Rank: Lieutenant (j.g.)  Organization: U.S. Navy, pilot in Fighter Squadron 32, attached to U.S.S. Leyte.  Place and date: Chosin Reservoir area of Korea, Dec. 4, 1950.  Entered service at: Fall River, Mass.  Birth: 1924, Fall River, Mass.

Citation: For conspicuous gallantry and intrepidity at the risk of his life above and beyond the call of duty as a pilot in Fighter Squadron 32, while attempting to rescue a squadron mate whose plane struck by antiaircraft fire and trailing smoke, was forced down behind enemy lines. Quickly maneuvering to circle the downed pilot and protect him from enemy troops infesting the area, Lieutenant (j.g.) Hudner risked his life to save the injured flier who was trapped alive in the burning wreckage.
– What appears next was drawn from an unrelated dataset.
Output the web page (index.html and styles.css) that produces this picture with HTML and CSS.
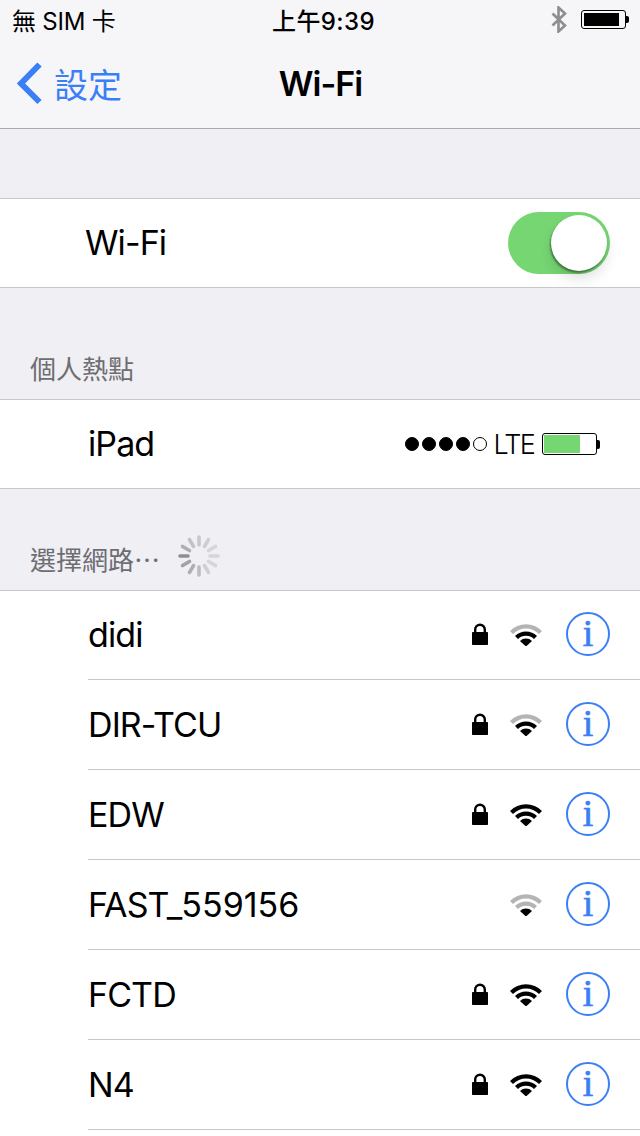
FILE: index.html
```html
<!DOCTYPE html>
<html lang="zh-Hant">
<head>
<meta charset="utf-8">
<title>Wi-Fi</title>
<link rel="stylesheet" href="styles.css">
</head>
<body>
<svg class="defs" width="0" height="0" aria-hidden="true">
  <defs>
    <symbol id="lock" viewBox="0 0 16 22">
      <path class="lock-shackle" d="M3.2 11V6.6a4.8 4.8 0 0 1 9.6 0V11"/>
      <rect x="0" y="9" width="16" height="13" rx="0.8"/>
    </symbol>
    <symbol id="wifi-arc1" viewBox="0 0 32 23">
      <path d="M0 8 A22.6 22.6 0 0 1 32 8 L29 11 A18.4 18.4 0 0 0 3 11 Z"/>
    </symbol>
    <symbol id="wifi-arc2" viewBox="0 0 32 23">
      <path d="M5 13 A15.6 15.6 0 0 1 27 13 L24 16 A11.3 11.3 0 0 0 8 16 Z"/>
    </symbol>
    <symbol id="wifi-arc3" viewBox="0 0 32 23">
      <path d="M10 18 A8.5 8.5 0 0 1 22 18 L16 23.5 Z"/>
    </symbol>
  </defs>
</svg>
<div class="page">
  <header class="top">
    <div class="status">
      <div class="carrier">無 SIM 卡</div>
      <div class="time">上午9:39</div>
      <div class="status-right">
        <svg class="bt" width="16" height="27" viewBox="0 0 16 27"><path d="M1.5 7.5 14 19.5 7.5 25.5V1.5L14 7.5 1.5 19.5"/></svg>
        <div class="battery"><div class="battery-body"><div class="battery-fill"></div></div><div class="battery-tip"></div></div>
      </div>
    </div>
    <div class="nav">
      <div class="back">
        <svg class="chevron" width="28" height="44" viewBox="0 0 28 44"><path d="M24.5 3.5 6 22.5 24.5 41"/></svg>
        <span>設定</span>
      </div>
      <div class="title">Wi-Fi</div>
      <div></div>
    </div>
  </header>

  <div class="gap-top"></div>

  <section class="group">
    <div class="solo">
      <span class="wifi-label">Wi-Fi</span>
      <div class="switch"><div class="knob"></div></div>
    </div>
  </section>

  <div class="head head-hotspot">個人熱點</div>

  <section class="group">
    <div class="solo solo-ipad">
      <span class="name">iPad</span>
      <div class="cell-info">
        <div class="dots"><i></i><i></i><i></i><i></i><i class="off"></i></div>
        <span class="lte">LTE</span>
        <div class="mini-battery"><div class="mini-body"><div class="mini-fill"></div></div><div class="mini-tip"></div></div>
      </div>
    </div>
  </section>

  <div class="head head-networks">
    <span>選擇網路⋯</span>
    <svg class="spinner" width="42" height="42" viewBox="-21 -21 42 42">
      <g>
        <line y1="-11" y2="-19" transform="rotate(0)" stroke-opacity=".3"/>
        <line y1="-11" y2="-19" transform="rotate(30)" stroke-opacity=".25"/>
        <line y1="-11" y2="-19" transform="rotate(60)" stroke-opacity=".2"/>
        <line y1="-11" y2="-19" transform="rotate(90)" stroke-opacity=".2"/>
        <line y1="-11" y2="-19" transform="rotate(120)" stroke-opacity=".2"/>
        <line y1="-11" y2="-19" transform="rotate(150)" stroke-opacity=".25"/>
        <line y1="-11" y2="-19" transform="rotate(180)" stroke-opacity=".4"/>
        <line y1="-11" y2="-19" transform="rotate(210)" stroke-opacity=".5"/>
        <line y1="-11" y2="-19" transform="rotate(240)" stroke-opacity=".6"/>
        <line y1="-11" y2="-19" transform="rotate(270)" stroke-opacity=".75"/>
        <line y1="-11" y2="-19" transform="rotate(300)" stroke-opacity=".5"/>
        <line y1="-11" y2="-19" transform="rotate(330)" stroke-opacity=".35"/>
      </g>
    </svg>
  </div>

  <section class="group list">
    <div class="net">
      <span class="name">didi</span>
      <svg class="lock" width="16" height="22"><use href="#lock"/></svg>
      <svg class="wifi" width="32" height="23"><use class="dim" href="#wifi-arc1"/><use href="#wifi-arc2"/><use href="#wifi-arc3"/></svg>
      <div class="info">i</div>
    </div>
    <div class="net">
      <span class="name">DIR-TCU</span>
      <svg class="lock" width="16" height="22"><use href="#lock"/></svg>
      <svg class="wifi" width="32" height="23"><use class="dim" href="#wifi-arc1"/><use href="#wifi-arc2"/><use href="#wifi-arc3"/></svg>
      <div class="info">i</div>
    </div>
    <div class="net">
      <span class="name">EDW</span>
      <svg class="lock" width="16" height="22"><use href="#lock"/></svg>
      <svg class="wifi" width="32" height="23"><use href="#wifi-arc1"/><use href="#wifi-arc2"/><use href="#wifi-arc3"/></svg>
      <div class="info">i</div>
    </div>
    <div class="net">
      <span class="name">FAST_<span class="digits">559156</span></span>
      <svg class="wifi" width="32" height="23"><use class="dim" href="#wifi-arc1"/><use class="dim" href="#wifi-arc2"/><use href="#wifi-arc3"/></svg>
      <div class="info">i</div>
    </div>
    <div class="net">
      <span class="name">FCTD</span>
      <svg class="lock" width="16" height="22"><use href="#lock"/></svg>
      <svg class="wifi" width="32" height="23"><use href="#wifi-arc1"/><use href="#wifi-arc2"/><use href="#wifi-arc3"/></svg>
      <div class="info">i</div>
    </div>
    <div class="net">
      <span class="name">N4</span>
      <svg class="lock" width="16" height="22"><use href="#lock"/></svg>
      <svg class="wifi" width="32" height="23"><use href="#wifi-arc1"/><use href="#wifi-arc2"/><use href="#wifi-arc3"/></svg>
      <div class="info">i</div>
    </div>
  </section>
</div>
</body>
</html>
```
FILE: styles.css
```css
* { box-sizing: border-box; }
html, body { margin: 0; padding: 0; }
body {
  width: 640px;
  height: 1136px;
  overflow: hidden;
  background: #efeff4;
  color: #000;
  font-family: Inter, "Noto Sans CJK TC", sans-serif;
}
.defs { display: block; height: 0; }
.page { display: flex; flex-direction: column; height: 1136px; }

.top { background: #f6f6f9; border-bottom: 1px solid #a9a9ac; height: 129px; flex: none; }
.status {
  height: 40px;
  display: grid;
  grid-template-columns: 1fr auto 1fr;
  align-items: center;
  padding: 0 11px 2px 12px;
  font-size: 24px;
}
.carrier { font-size: 24px; letter-spacing: -0.2px; }
.time { margin-left: 6px; font-weight: 500; letter-spacing: 0.4px; }
.status-right { display: flex; justify-content: flex-end; align-items: center; gap: 13px; }
.bt { fill: none; stroke: #8e8e8e; stroke-width: 2.6; margin-right: 1px; }
.battery { display: flex; align-items: center; }
.battery-body { width: 45px; height: 19px; border: 1px solid #000; border-radius: 3px; padding: 2px; }
.battery-fill { width: 35px; height: 100%; background: #000; }
.battery-tip { width: 3px; height: 7px; background: #000; border-radius: 0 2px 2px 0; }

.nav {
  height: 88px;
  display: grid;
  grid-template-columns: 1fr auto 1fr;
  align-items: center;
  padding-bottom: 2px;
}
.back { display: flex; align-items: center; color: #3a7ff6; font-size: 34px; padding-left: 15px; gap: 11px; }
.chevron { fill: none; stroke: #3a7ff6; stroke-width: 6; }
.title { font-size: 34px; font-weight: 600; letter-spacing: -1px; margin-left: 1px; }

.gap-top { height: 69px; flex: none; }
.group { background: #fff; border-top: 1px solid #c8c7cc; border-bottom: 1px solid #c8c7cc; flex: none; }
.solo { height: 88px; display: flex; align-items: center; justify-content: space-between; padding: 0 30px 0 85px; }
.solo-ipad { padding: 0 40px 0 88px; }
.wifi-label, .name {
  font-size: 34px;
  letter-spacing: -0.9px;
  padding-bottom: 2px;
}
.digits { letter-spacing: 0; }

.switch {
  width: 102px;
  height: 62px;
  border-radius: 31px;
  background: #76d672;
  display: flex;
  justify-content: flex-end;
  align-items: center;
  padding-right: 3px;
}
.knob {
  width: 56px;
  height: 56px;
  border-radius: 50%;
  background: #fff;
  box-shadow: -1px 2px 2px rgba(0, 0, 0, .4), 0 8px 14px rgba(0, 0, 0, .12);
}

.cell-info { display: flex; align-items: center; }
.dots { display: flex; gap: 3px; }
.dots i { width: 14px; height: 14px; border-radius: 50%; background: #000; border: 1px solid #000; }
.dots i.off { background: #fff; }
.lte { font-size: 27px; font-weight: 300; letter-spacing: -1.8px; margin-left: 7px; }
.mini-battery { display: flex; align-items: center; margin-left: 8px; }
.mini-body { width: 55px; height: 22px; border: 1px solid #000; border-radius: 3px; padding: 1px; }
.mini-fill { width: 36px; height: 100%; background: #76d672; }
.mini-tip { width: 3px; height: 9px; background: #000; border-radius: 0 2px 2px 0; }

.head { flex: none; display: flex; align-items: flex-end; padding-left: 30px; color: #6d6d72; font-size: 26px; }
.head-hotspot { height: 111px; padding-bottom: 13px; }
.head-networks { height: 101px; padding-bottom: 13px; }
.spinner { stroke: #6d6d72; stroke-width: 3.6; stroke-linecap: round; margin: 0 0 0 18px; }

.list { flex: 1; border-bottom: 0; }
.net {
  height: 90px;
  margin-left: 88px;
  padding: 0 30px 1px 0;
  border-bottom: 1px solid #c8c7cc;
  display: flex;
  align-items: center;
}
.net:first-child { height: 89px; padding-bottom: 2px; }
.net .name { margin-right: auto; padding-bottom: 0; }
.lock { fill: #000; margin-right: 22px; }
.lock-shackle { fill: none; stroke: #000; stroke-width: 2.4; }
.wifi { fill: #000; margin-right: 24px; }
.wifi .dim { fill: #b4b4b4; }
.info {
  width: 44px;
  height: 44px;
  border-radius: 50%;
  border: 2px solid #3a7ff6;
  color: #3a7ff6;
  font-family: "Liberation Serif", serif;
  font-size: 38px;
  line-height: 38px;
  text-align: center;
  -webkit-text-stroke: 0.7px #3a7ff6;
}
```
Fully aware of the extreme danger in landing on the rough mountainous terrain and the scant hope of escape or survival in subzero temperature, he put his plane down skillfully in a deliberate wheels-up landing in the presence of enemy troops. With his bare hands, he packed the fuselage with snow to keep the flames away from the pilot and struggled to pull him free. Unsuccessful in this, he returned to his crashed aircraft and radioed other airborne planes, requesting that a helicopter be dispatched with an ax and fire extinguisher. He then remained on the spot despite the continuing danger from enemy action and, with the assistance of the rescue pilot, renewed a desperate but unavailing battle against time, cold, and flames. Lieutenant. (j.g.) Hudner’s exceptionally valiant action and selfless devotion to a shipmate sustain and enhance the highest traditions of the U.S. Naval Service.